Crozes-Hermitage
L’appellation Crozes-Hermitage (du nom du village de Crozes, commune fruitière et viticole au nord de Tain) s’étend sur près de 1 800 hectares en rive gauche, de Serves-sur-Rhône jusqu’à la confluence de l’Isère avec le Rhône. Le cépage roi est la syrah mais quelques vins blancs sont également produits.
La Table du Roi
Au nord de Tain et Tournon, comme posé au milieu du Rhône, se trouve le rocher de la Table du Roi. Avant la navigation à vapeur, le roi des mariniers offrait à boire sur ce haut-fond, écrit Frédéric Mistral dans Le Poème du Rhône : « Le chef et maître est à califourchon sur le petit tonneau plein, au milieu de la table, et la main sur le robinet, fait jaillir dans la tasse de chacun le vin jovial qui brille au soleil. »
La colline légendaire
La colline de l’Hermitage fait partie des reliefs remarquables du vin, comme le piton de Sancerre, Château-Châlon, ou le mont Brouilly.
C’est sans doute l’un des plus beaux balcons de vignes. Orienté plein sud, le site est idéal pour admirer la lumière du Rhône, le fleuve qui a tranché sur son passage l’extrémité est du Massif Central et de ses sols granitiques.
La colline, dit-on, doit son nom au chevalier Henri-Gaspard de Stérimberg, qui au début du XIIIe siècle, fatigué de la croisade contre les Albigeois, se retira au sommet.
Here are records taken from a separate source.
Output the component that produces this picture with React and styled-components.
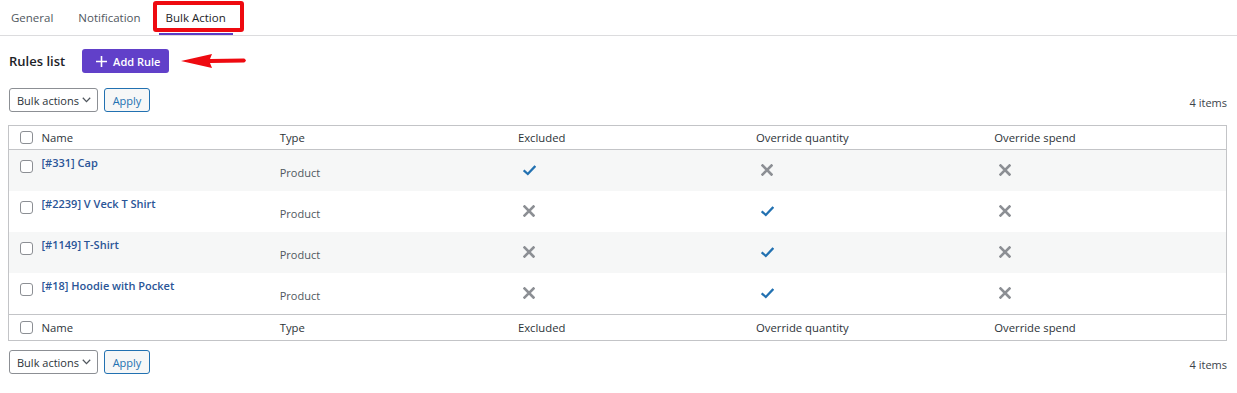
import React from "react";
import styled, { createGlobalStyle } from "styled-components";

const Global = createGlobalStyle`
  html, body { margin: 0; padding: 0; background: #fff; }
  body { font-family: "Open Sans", "Noto Sans", sans-serif; font-size: 11.5px; color: #2c3338; }
  * { box-sizing: border-box; }
`;

const Page = styled.div`
  width: 1237px;
  padding-bottom: 19px;
`;

const TabNav = styled.nav`
  display: flex;
  gap: 11px;
  padding-left: 4px;
  border-bottom: 1px solid #dcdcde;
  height: 36px;
`;

const Tab = styled.div`
  position: relative;
  display: flex;
  align-items: center;
  padding: 1px 7px 0;
  height: 35px;
  font-size: 11.5px;
  white-space: nowrap;
  color: ${(p) => (p.$active ? "#1d2327" : "#50575e")};
  border-bottom: 2px solid ${(p) => (p.$active ? "#5b3cc4" : "transparent")};
`;

const Highlight = styled.span`
  position: absolute;
  left: -6px;
  right: -11px;
  top: 1px;
  bottom: 1px;
  border: 4px solid #ee0a10;
  border-radius: 3px;
  pointer-events: none;
`;

const Content = styled.div`
  padding: 0 10px 0 8px;
`;

const HeadingRow = styled.div`
  display: flex;
  align-items: center;
  margin-top: 13px;
  padding-left: 1px;
  height: 24px;
`;

const Title = styled.h2`
  margin: 0 17px 0 0;
  font-size: 13px;
  font-weight: 600;
  color: #1d2327;
  white-space: nowrap;
`;

const PrimaryButton = styled.button`
  display: flex;
  align-items: center;
  gap: 6px;
  height: 24px;
  width: 87px;
  padding: 0 0 0 14px;
  border: none;
  border-radius: 3px;
  background: #6140c9;
  color: #fff;
  font-family: inherit;
  font-size: 11px;
  font-weight: 600;
  white-space: nowrap;
`;

const Arrow = styled.svg`
  margin-left: 12px;
  display: block;
`;

const NavRow = styled.div`
  display: flex;
  align-items: center;
  margin-top: ${(p) => p.$top}px;
  padding-left: 1px;
  height: 24px;
`;

const Select = styled.div`
  display: flex;
  align-items: center;
  justify-content: space-between;
  width: 89px;
  height: 24px;
  padding: 0 6px 0 7px;
  border: 1px solid #8c8f94;
  border-radius: 3px;
  font-size: 11px;
  white-space: nowrap;
  color: #2c3338;
`;

const ApplyButton = styled.button`
  margin-left: 6px;
  width: 46px;
  height: 24px;
  border: 1px solid #2271b1;
  border-radius: 3px;
  background: #f6f7f7;
  color: #2271b1;
  font-family: inherit;
  font-size: 11px;
  padding: 0;
`;

const Count = styled.span`
  margin-left: auto;
  margin-top: 5px;
  font-size: 11px;
  color: #3c434a;
  white-space: nowrap;
`;

const Table = styled.table`
  margin-top: 13px;
  width: 1219px;
  border-collapse: collapse;
  table-layout: fixed;
  border: 1px solid #c3c4c7;
`;

const Th = styled.th`
  text-align: left;
  font-weight: 400;
  font-size: 11.3px;
  color: #2c3338;
  height: ${(p) => (p.$foot ? 26 : 24)}px;
  padding: 0 6px;
  vertical-align: middle;
  white-space: nowrap;
  ${(p) => (p.$foot ? "border-top: 1px solid #c3c4c7;" : "border-bottom: 1px solid #c3c4c7;")}
`;

const CheckTh = styled(Th)`
  width: 27px;
  padding: 0 0 0 11px;
`;

const Row = styled.tr`
  background: ${(p) => (p.$alt ? "#f6f7f7" : "#fff")};
`;

const Td = styled.td`
  height: ${(p) => (p.$h ? p.$h : 41)}px;
  padding: 4px 6px 0 6px;
  vertical-align: middle;
  font-size: 11px;
  color: #50575e;
`;

const TitleTd = styled(Td)`
  vertical-align: top;
  padding-top: 5px;
`;

const CheckTd = styled(Td)`
  vertical-align: top;
  padding: 10px 0 0 11px;
`;

const IconTd = styled(Td)`
  padding: 0 6px 0 11px;
`;

const Box = styled.span`
  display: block;
  width: 13px;
  height: 13px;
  border: 1px solid #8c8f94;
  border-radius: 3px;
  background: #fff;
`;

const RowLink = styled.a`
  color: #2a5597;
  font-weight: 600;
  font-size: 11px;
  text-decoration: none;
  white-space: nowrap;
`;

const Check = () => (
  <svg width="13" height="11" viewBox="0 0 13 11" style={{ display: "block" }}>
    <polyline points="1.5,6 4.8,9 11.5,1.8" fill="none" stroke="#2271b1" strokeWidth="2.3" strokeLinecap="square" />
  </svg>
);

const Cross = () => (
  <svg width="12" height="12" viewBox="0 0 12 12" style={{ display: "block" }}>
    <path d="M1.5 1.5L10.5 10.5M10.5 1.5L1.5 10.5" stroke="#8c8f94" strokeWidth="2.6" strokeLinecap="square" />
  </svg>
);

const Plus = () => (
  <svg width="11" height="11" viewBox="0 0 11 11" style={{ display: "block" }}>
    <path d="M5.5 0V11M0 5.5H11" stroke="#fff" strokeWidth="1.6" />
  </svg>
);

const Chevron = () => (
  <svg width="9" height="6" viewBox="0 0 9 6" style={{ display: "block" }}>
    <polyline points="0.8,0.8 4.5,4.6 8.2,0.8" fill="none" stroke="#50575e" strokeWidth="1.3" />
  </svg>
);

const rules = [
  { name: "[#331] Cap", ex: true, oq: false, os: false, h: 41 },
  { name: "[#2239] V Veck T Shirt", ex: false, oq: true, os: false, h: 41 },
  { name: "[#1149] T-Shirt", ex: false, oq: true, os: false, h: 41 },
  { name: "[#18] Hoodie with Pocket", ex: false, oq: true, os: false, h: 42 },
];

const Cols = ({ foot }) => (
  <tr>
    <CheckTh $foot={foot}><Box /></CheckTh>
    <Th $foot={foot}>Name</Th>
    <Th $foot={foot}>Type</Th>
    <Th $foot={foot}>Excluded</Th>
    <Th $foot={foot}>Override quantity</Th>
    <Th $foot={foot}>Override spend</Th>
  </tr>
);

const BulkNav = ({ top }) => (
  <NavRow $top={top}>
    <Select>
      Bulk actions
      <Chevron />
    </Select>
    <ApplyButton>Apply</ApplyButton>
    <Count>4 items</Count>
  </NavRow>
);

export default function App() {
  return (
    <Page>
      <Global />
      <TabNav>
        <Tab>General</Tab>
        <Tab>Notification</Tab>
        <Tab $active>
          Bulk Action
          <Highlight />
        </Tab>
      </TabNav>
      <Content>
        <HeadingRow>
          <Title>Rules list</Title>
          <PrimaryButton>
            <Plus />
            Add Rule
          </PrimaryButton>
          <Arrow width="66" height="16" viewBox="0 0 66 16">
            <polygon points="0,8 31,1 29,6 63,5.5 64,6 65,7.5 64,9 63,9.6 29,10 31,15" fill="#ee0a10" />
          </Arrow>
        </HeadingRow>
        <BulkNav top={15} />
        <Table>
          <thead>
            <Cols />
          </thead>
          <tbody>
            {rules.map((r, i) => (
              <Row key={r.name} $alt={i % 2 === 0}>
                <CheckTd $h={r.h}><Box /></CheckTd>
                <TitleTd $h={r.h}><RowLink href="#">{r.name}</RowLink></TitleTd>
                <Td $h={r.h}>Product</Td>
                <IconTd $h={r.h}>{r.ex ? <Check /> : <Cross />}</IconTd>
                <IconTd $h={r.h}>{r.oq ? <Check /> : <Cross />}</IconTd>
                <IconTd $h={r.h}>{r.os ? <Check /> : <Cross />}</IconTd>
              </Row>
            ))}
          </tbody>
          <tfoot>
            <Cols foot />
          </tfoot>
        </Table>
        <BulkNav top={9} />
      </Content>
    </Page>
  );
}
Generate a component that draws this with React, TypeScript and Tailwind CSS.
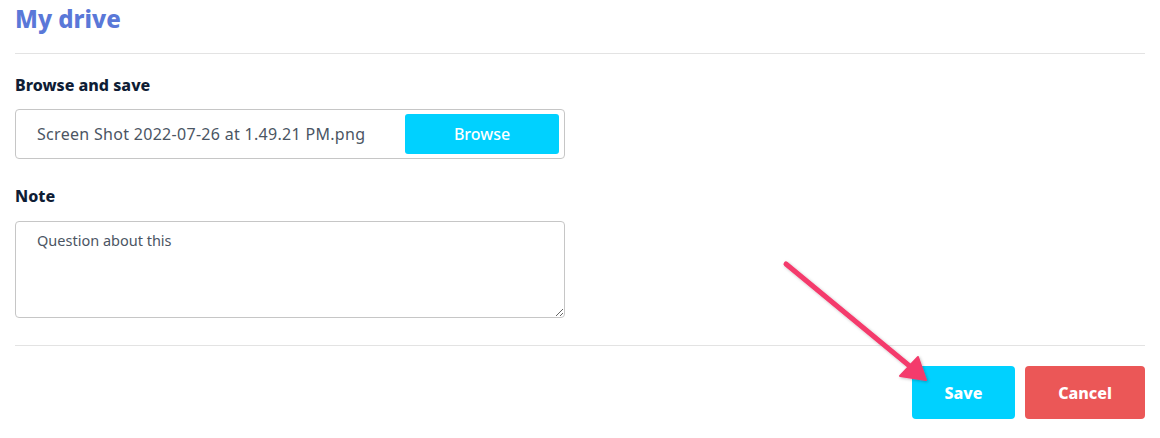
export default function App() {
  return (
    <div className="relative h-[438px] w-[1160px] overflow-hidden bg-white font-['Noto_Sans',sans-serif]">
      <div className="px-[15px]">
        <h1 className="pt-[2px] text-[24px] font-extrabold leading-[34px] text-[#5a78d8]">My drive</h1>
        <div className="mt-[17px] border-t border-[#e3e3e3]" />

        <div className="mt-[20px] text-[16px] font-extrabold leading-[22px] text-[#0f1d35]">Browse and save</div>
        <div className="mt-[13px] flex h-[50px] w-[550px] items-center justify-between rounded-[4px] border border-[#c6c6c6] pl-[21px] pr-[5px]">
          <span className="text-[16px] tracking-[0.3px] text-[#4b5563]">Screen Shot 2022-07-26 at 1.49.21 PM.png</span>
          <button className="h-[40px] w-[154px] rounded-[3px] bg-[#00d1ff] text-[16px] font-medium text-white">Browse</button>
        </div>

        <div className="mt-[26px] text-[16px] font-extrabold leading-[22px] text-[#0f1d35]">Note</div>
        <textarea
          className="mt-[14px] block h-[97px] w-[550px] resize-y rounded-[4px] border border-[#c6c6c6] px-[21px] py-[8px] text-[14.5px] text-[#4b5563] outline-none"
          defaultValue="Question about this"
        />

        <div className="mt-[27px] border-t border-[#e3e3e3]" />
        <div className="mt-[20px] flex justify-end gap-[10px]">
          <button className="h-[53px] w-[103px] rounded-[4px] bg-[#00d1ff] text-[16px] font-extrabold text-white">Save</button>
          <button className="h-[53px] w-[120px] rounded-[4px] bg-[#eb5757] text-[16px] font-extrabold text-white">Cancel</button>
        </div>
      </div>

      <svg className="pointer-events-none absolute left-0 top-0" width="1160" height="438">
        <defs>
          <filter id="sh" x="-20%" y="-20%" width="140%" height="140%">
            <feDropShadow dx="1" dy="1" stdDeviation="1.5" floodColor="#000" floodOpacity="0.25" />
          </filter>
        </defs>
        <g filter="url(#sh)" fill="#f43b6c" stroke="#f43b6c" strokeLinecap="round" strokeLinejoin="round">
          <line x1="786" y1="264" x2="912" y2="368" strokeWidth="5" />
          <polygon points="926,380 900,376 918,357" strokeWidth="2" />
        </g>
      </svg>
    </div>
  )
}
Il fit bâtir une chapelle et cultiva la vigne, offrant son vin aux pèlerins, d’où l’origine du vignoble l’Hermitage.
Bien plus sûrement, Gaulois et Romains y ont cultivé avant lui de la vigne et certainement le fameux vin de paille.
Un vin prestigieux inégalé
En tout cas, cette appellation, nous dit Boileau en 1663 (Le repas ridicule), était assez prestigieuse pour être copiée :
« Un laquais effronté m’apporte un rouge bord,
D’un Auvergnat fumeux qui, mêlé de lignage,
Se vendait, chez Grenet, pour vin de l’Hermitage
Et qui rouge et vermeille, mais fade et doucereux,
N’avait rien qu’un goût plat et qu’un déboire affreux. »
Diversité des sols, noms évocateurs
Sur 130 hectares, une vingtaine de lieux-dits, reflets de la diversité des sols, s’égrènent dans l’architecture des terrasses et des murets : L’Hermite et La Chapelle, Chante Alouette, L’Homme, La Croix, les Bessards, les Doignières …
Rien d’étonnant en ce que la coopérative de Tain, le vigneron-négociant la Maison M.CHAPOUTIER et quelques vignerons brillants en aient fait leur capitale devenue aujourd’hui une destination œnotouristique.
Une fierté pour la commune de Tain qui ajouta à son nom « L’Hermitage » en 1920 !
Sur l’autre rive
En rive droite, Tournon, dont le château abrite aujourd’hui un musée du Rhône, doit sa prospérité à la vigne et au vin expédié par son port. Son nectar est célébré par Hugo dans Le mariage de Roland :
« L’homme a vu le vieux comte ; il rapporte une épée
Et du vin, de ce vin qu’aimait le grand Pompée
Et que Tournon récolte au flanc de son vieux mont. »
Des vins de Mauves…
Au Moyen Âge, les vins de Mauves, du nom du village au sud de Tournon, sont célèbres jusqu’à Paris. Ils sont cités par Hugo, au début de son roman Les Misérables paru en 1862, lorsque l’évêque de Digne en sert à Jean Valjean : « Mon frère lui faisait boire de ce bon vin de Mauves dont il ne boit pas lui-même parce qu’il dit que c’est du vin cher. »
… au Saint-Joseph
Rebaptisés en Saint-Joseph au XVIIème siècle par les Jésuites, ces vins conserveront leur appellation lors de la reconnaissance en AOC en 1956, en dépit du souhait du baron Le Roy, président de l’INAO, de choisie le nom de Tournon.
Car la réputation du cru de Saint-Joseph était telle, que l’appellation fut conservée.
Près de 1 200 hectares en guirlande façonnent aujourd’hui le paysage sur soixante kilomètres en rive droite du Rhône, de Chavanay à Guilherand-Granges. Les meilleurs coteaux sont exposés est et sud-est, notamment sur les flancs des petites vallées des affluents du Rhône, comme le Doux.